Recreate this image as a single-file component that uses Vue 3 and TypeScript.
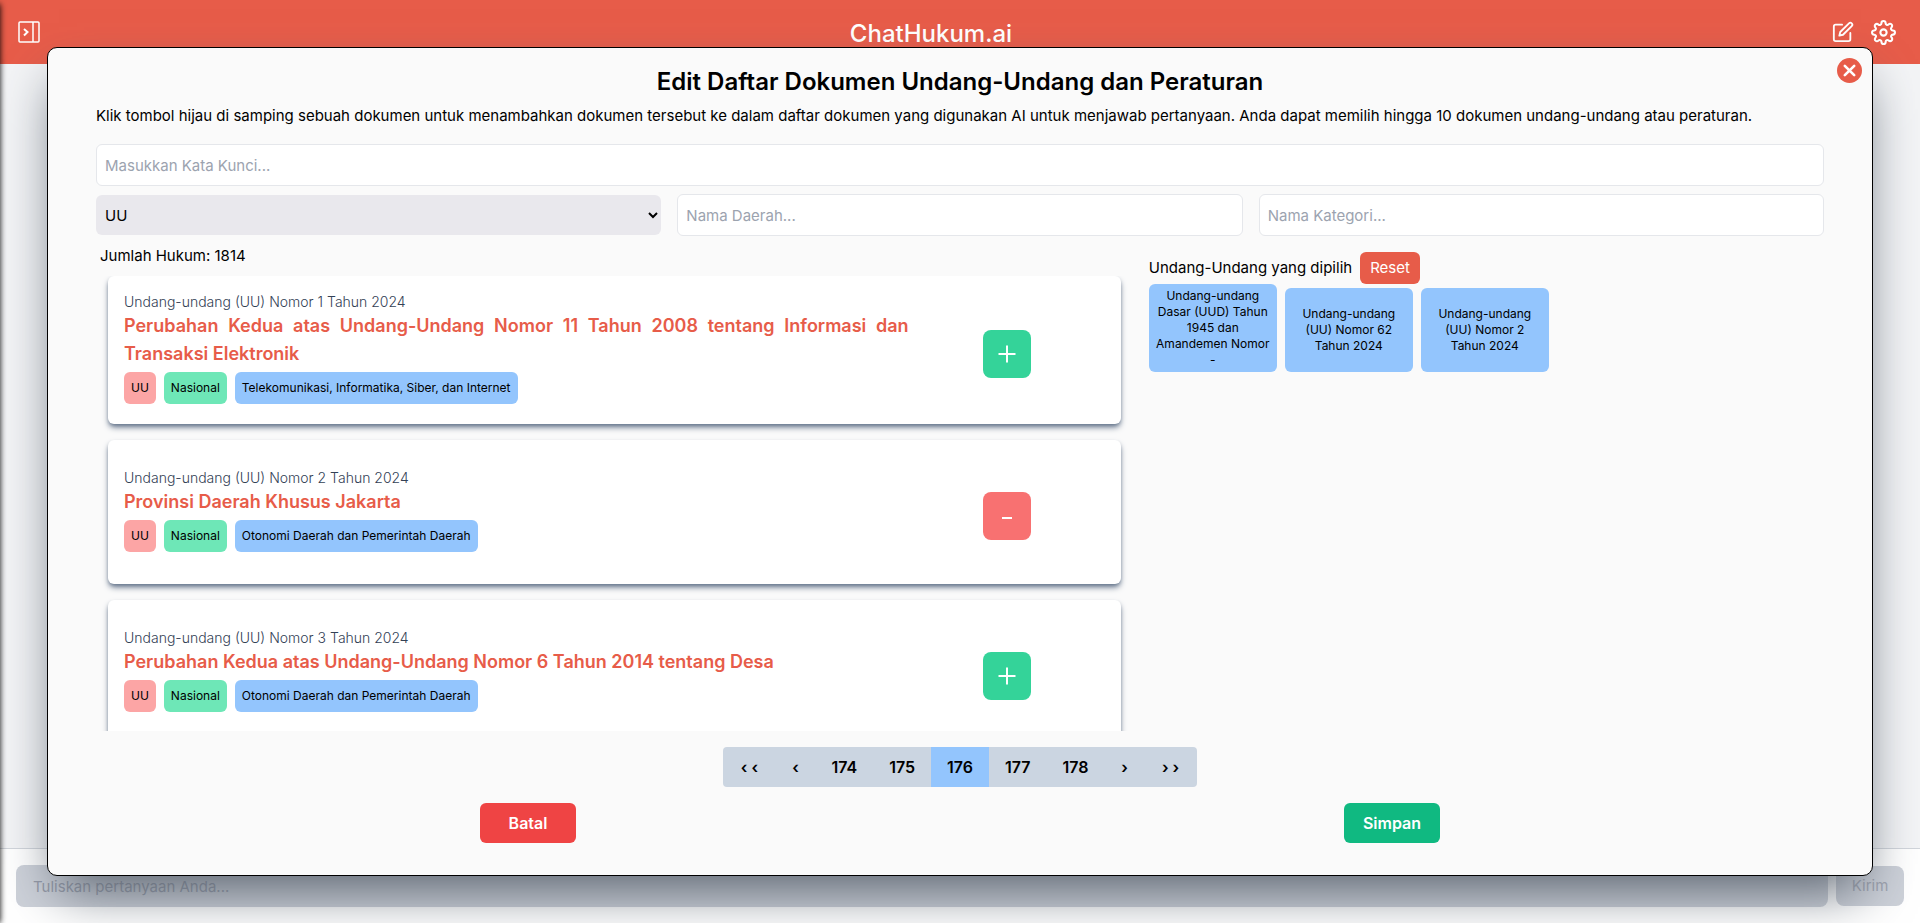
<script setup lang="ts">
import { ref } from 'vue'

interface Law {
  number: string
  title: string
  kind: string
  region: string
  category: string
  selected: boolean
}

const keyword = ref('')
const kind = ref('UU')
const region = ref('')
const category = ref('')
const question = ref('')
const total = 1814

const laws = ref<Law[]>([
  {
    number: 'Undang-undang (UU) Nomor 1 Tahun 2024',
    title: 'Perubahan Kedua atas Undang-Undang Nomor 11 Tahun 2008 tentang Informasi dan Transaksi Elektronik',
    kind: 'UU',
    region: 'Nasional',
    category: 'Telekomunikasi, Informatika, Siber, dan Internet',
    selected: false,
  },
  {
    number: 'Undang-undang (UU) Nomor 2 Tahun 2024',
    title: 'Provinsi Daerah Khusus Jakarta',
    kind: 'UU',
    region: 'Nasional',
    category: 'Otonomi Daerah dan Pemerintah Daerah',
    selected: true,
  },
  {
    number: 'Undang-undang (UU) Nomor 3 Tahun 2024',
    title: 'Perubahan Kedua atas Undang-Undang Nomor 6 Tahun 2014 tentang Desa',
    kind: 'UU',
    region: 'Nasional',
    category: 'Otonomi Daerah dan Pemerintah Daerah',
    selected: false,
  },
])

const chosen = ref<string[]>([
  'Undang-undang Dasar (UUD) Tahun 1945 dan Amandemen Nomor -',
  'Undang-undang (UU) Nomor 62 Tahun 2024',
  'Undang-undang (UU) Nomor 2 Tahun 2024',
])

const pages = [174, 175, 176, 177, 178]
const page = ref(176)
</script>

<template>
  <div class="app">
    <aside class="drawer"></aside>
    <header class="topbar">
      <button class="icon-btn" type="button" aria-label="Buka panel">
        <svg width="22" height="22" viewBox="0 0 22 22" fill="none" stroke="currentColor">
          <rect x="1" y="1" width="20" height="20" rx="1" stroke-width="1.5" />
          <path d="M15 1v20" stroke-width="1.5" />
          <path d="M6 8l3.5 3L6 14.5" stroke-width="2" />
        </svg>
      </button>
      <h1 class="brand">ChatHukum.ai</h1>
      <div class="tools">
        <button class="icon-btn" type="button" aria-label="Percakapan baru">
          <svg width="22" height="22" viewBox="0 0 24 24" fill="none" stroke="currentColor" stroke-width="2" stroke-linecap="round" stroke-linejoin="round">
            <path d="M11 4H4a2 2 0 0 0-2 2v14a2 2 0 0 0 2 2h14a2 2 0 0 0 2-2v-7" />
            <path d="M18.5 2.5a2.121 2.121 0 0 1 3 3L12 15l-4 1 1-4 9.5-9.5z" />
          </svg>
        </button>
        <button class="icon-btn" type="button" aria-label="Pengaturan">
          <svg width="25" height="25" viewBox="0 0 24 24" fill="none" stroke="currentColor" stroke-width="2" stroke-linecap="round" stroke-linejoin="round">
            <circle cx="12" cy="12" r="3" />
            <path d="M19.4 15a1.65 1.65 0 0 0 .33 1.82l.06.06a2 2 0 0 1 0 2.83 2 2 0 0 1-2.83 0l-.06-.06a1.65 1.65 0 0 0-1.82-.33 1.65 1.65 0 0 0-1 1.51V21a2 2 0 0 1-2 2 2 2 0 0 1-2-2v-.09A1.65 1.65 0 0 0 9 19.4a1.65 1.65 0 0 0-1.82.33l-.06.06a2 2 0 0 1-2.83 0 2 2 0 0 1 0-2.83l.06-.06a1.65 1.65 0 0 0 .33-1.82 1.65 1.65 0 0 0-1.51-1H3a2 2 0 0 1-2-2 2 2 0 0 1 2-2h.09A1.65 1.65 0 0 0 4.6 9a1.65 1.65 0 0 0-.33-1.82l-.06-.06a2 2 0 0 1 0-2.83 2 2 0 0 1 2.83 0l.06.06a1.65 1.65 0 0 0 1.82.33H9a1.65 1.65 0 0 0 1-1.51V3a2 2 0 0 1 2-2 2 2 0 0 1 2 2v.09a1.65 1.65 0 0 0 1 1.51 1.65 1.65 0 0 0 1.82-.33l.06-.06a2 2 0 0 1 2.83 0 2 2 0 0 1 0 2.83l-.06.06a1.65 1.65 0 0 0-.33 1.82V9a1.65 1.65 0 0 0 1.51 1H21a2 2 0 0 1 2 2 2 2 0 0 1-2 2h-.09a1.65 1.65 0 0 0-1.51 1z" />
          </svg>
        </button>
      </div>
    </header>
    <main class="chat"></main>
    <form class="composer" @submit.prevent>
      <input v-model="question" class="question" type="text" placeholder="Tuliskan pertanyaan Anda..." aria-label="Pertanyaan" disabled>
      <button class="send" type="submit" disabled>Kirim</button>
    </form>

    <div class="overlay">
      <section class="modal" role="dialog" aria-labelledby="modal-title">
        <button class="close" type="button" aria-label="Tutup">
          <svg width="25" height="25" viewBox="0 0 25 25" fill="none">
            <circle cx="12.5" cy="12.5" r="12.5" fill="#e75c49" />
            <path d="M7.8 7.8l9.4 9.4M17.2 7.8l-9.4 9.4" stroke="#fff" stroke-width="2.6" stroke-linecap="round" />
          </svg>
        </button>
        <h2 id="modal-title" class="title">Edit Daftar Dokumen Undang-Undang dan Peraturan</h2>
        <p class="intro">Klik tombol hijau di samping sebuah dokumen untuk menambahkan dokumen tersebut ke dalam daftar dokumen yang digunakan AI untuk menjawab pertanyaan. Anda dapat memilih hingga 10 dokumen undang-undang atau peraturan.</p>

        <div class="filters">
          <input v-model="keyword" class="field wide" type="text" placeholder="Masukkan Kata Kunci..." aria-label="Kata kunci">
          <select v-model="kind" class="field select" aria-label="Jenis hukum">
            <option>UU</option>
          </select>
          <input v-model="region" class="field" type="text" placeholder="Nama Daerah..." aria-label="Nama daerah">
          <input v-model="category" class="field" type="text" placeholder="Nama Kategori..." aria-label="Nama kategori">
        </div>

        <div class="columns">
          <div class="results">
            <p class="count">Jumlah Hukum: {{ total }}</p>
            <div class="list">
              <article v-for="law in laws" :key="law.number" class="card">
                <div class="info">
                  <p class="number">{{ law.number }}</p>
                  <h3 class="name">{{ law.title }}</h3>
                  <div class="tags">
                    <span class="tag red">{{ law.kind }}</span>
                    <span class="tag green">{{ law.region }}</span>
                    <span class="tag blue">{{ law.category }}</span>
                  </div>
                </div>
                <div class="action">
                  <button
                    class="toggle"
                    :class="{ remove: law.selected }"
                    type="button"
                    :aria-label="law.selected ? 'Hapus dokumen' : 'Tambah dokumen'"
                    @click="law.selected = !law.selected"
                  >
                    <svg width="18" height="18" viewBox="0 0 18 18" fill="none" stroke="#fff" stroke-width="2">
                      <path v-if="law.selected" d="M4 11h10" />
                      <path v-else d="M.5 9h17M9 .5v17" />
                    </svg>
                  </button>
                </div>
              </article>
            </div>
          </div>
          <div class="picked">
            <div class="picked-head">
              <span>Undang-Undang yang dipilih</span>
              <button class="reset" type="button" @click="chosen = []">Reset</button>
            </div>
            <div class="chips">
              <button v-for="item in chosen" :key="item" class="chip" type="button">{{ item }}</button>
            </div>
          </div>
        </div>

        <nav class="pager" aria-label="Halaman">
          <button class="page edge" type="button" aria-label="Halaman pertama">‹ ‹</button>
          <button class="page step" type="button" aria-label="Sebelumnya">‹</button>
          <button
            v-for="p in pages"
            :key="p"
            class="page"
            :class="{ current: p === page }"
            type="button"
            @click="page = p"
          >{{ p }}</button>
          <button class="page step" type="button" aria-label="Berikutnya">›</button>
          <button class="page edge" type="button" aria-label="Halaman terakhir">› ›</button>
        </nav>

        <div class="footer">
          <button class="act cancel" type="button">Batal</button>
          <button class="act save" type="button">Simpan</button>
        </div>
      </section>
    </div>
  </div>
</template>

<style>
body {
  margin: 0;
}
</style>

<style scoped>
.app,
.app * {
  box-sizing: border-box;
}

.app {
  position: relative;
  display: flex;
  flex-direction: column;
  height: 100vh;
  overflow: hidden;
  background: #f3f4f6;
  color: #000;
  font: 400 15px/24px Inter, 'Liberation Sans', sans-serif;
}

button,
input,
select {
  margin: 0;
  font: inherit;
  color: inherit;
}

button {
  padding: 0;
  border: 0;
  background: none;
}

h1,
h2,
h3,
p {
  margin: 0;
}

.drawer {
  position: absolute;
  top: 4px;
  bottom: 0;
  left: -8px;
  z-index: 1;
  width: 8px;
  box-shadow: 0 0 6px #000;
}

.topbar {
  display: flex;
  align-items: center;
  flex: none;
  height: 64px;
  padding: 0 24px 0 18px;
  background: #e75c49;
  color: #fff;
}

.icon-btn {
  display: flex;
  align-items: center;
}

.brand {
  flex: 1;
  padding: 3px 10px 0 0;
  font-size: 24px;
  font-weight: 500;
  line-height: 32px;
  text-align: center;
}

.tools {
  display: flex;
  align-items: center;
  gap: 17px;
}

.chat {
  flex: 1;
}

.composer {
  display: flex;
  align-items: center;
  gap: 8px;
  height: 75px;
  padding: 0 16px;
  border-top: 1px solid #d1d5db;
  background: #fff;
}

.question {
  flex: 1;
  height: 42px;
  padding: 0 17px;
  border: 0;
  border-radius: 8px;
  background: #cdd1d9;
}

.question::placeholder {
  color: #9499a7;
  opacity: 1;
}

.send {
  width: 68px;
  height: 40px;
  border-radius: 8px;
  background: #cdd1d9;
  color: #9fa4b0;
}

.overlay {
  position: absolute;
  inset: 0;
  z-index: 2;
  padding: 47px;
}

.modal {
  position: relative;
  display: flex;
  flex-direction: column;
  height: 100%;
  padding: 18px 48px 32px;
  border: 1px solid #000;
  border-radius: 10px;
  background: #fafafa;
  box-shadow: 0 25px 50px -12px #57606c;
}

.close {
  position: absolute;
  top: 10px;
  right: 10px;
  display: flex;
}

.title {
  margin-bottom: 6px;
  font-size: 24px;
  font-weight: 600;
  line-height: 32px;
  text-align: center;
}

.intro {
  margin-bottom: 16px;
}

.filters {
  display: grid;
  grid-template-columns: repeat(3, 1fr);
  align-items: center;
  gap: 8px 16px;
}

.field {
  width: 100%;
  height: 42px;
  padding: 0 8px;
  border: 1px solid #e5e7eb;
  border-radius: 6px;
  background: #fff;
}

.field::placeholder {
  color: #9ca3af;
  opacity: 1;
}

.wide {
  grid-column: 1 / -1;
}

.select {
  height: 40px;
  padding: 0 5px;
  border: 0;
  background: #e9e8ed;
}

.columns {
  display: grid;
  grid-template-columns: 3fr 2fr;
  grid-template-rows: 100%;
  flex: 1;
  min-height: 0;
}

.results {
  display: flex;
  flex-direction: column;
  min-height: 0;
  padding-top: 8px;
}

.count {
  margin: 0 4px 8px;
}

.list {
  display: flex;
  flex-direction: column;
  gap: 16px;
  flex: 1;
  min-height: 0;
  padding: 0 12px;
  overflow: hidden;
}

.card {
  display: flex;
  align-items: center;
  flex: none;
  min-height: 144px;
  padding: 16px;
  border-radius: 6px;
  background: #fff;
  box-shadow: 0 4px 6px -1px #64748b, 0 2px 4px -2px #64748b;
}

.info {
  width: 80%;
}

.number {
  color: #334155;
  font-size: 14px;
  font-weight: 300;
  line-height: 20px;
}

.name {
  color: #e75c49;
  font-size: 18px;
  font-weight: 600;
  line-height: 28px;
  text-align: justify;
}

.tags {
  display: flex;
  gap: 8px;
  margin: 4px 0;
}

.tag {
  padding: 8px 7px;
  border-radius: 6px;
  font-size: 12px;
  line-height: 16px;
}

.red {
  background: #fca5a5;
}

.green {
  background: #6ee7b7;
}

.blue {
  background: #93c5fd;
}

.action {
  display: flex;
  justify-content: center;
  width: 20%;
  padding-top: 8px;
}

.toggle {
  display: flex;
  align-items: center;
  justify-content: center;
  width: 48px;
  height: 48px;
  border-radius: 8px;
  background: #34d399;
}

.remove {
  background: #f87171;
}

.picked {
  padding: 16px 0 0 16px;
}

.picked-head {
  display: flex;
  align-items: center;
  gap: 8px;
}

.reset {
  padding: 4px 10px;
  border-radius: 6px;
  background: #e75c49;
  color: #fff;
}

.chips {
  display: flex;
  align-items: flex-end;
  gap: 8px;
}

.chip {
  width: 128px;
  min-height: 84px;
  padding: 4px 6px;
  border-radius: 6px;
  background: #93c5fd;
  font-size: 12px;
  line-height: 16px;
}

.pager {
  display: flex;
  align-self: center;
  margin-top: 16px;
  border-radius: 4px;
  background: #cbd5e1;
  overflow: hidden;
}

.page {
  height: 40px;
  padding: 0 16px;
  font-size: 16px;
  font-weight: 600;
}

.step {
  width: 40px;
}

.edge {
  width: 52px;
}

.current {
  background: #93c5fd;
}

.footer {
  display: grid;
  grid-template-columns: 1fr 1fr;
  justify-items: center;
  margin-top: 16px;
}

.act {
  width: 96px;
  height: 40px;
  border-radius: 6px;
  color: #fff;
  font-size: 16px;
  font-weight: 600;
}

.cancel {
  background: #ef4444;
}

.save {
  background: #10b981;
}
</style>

EXERCISE >> Leave out any pictures and return exactly the lines from the beginning of the data through the line with "const total = 1814", inclusive.

SOLUTION TO THIS EXERCISE >>
Recreate this image as a single-file component that uses Vue 3 and TypeScript.
<script setup lang="ts">
import { ref } from 'vue'

interface Law {
  number: string
  title: string
  kind: string
  region: string
  category: string
  selected: boolean
}

const keyword = ref('')
const kind = ref('UU')
const region = ref('')
const category = ref('')
const question = ref('')
const total = 1814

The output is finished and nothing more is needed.